As I understand this you want to control four bidirectional DC motors with a Basic Stamp and are willing to run only one motor at a time. See what you think of this:
For each motor you have one open collector output driving one series motor relay, with a pushbutton switch in parallel with the I/O to activate the relay manually for testing. Two normally closed limit switches with bypass diodes interrupt the motor current at the travel limits.
The motor power supply has a DPDT relay on its output to swap polarity, driven by the fifth I/O or pushbutton.
You build a little wirewrap board containing a current sense resistor and DIP dual comparator with setting pots. Each comparator compares the sense resistor's voltage drop to its pot setting. You set one comparator to trip a little below the normal motor current and the other at twice that. The comparator outputs drive two Stamp input pins. I'd pick the resistor to drop a few tenths of a volt. You might need an RC low pass filter between the resistor and comparators for motor noise.

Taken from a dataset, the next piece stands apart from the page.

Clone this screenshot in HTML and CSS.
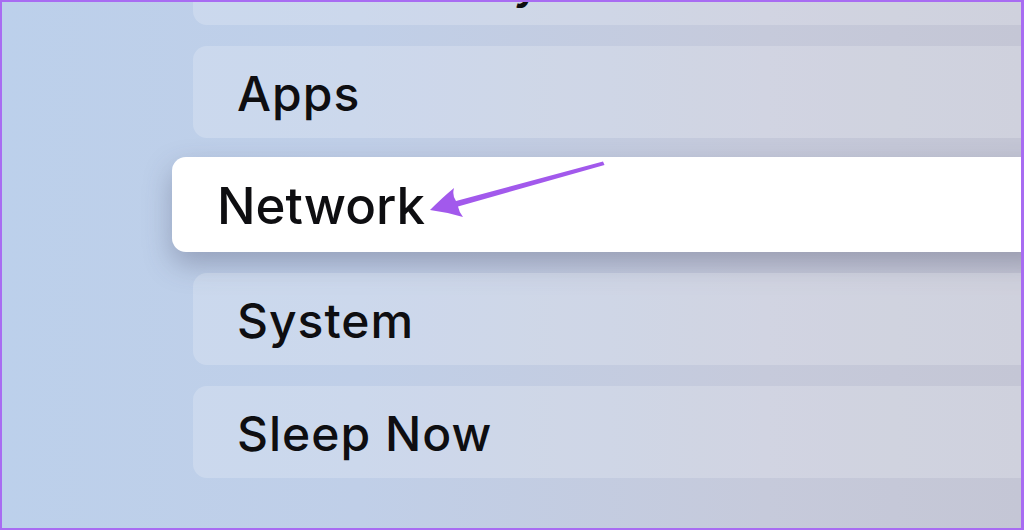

That's 5 outputs and 2 inputs.
The high comparator detects problems, such as stuck linkages or two motors on at once. The low comparator tells you whether the motor is running or has tripped a limit switch. It should also detect broken wires, loose connectors, etc.
You estimate position by first running a calibration, measure the number of timer ticks to travel between limits. Then you enable the motor for some number of ticks and add or subtract that from the position register.
This ought to get you going.
If you buy DIN rail relays they have the manual pushbutton built in.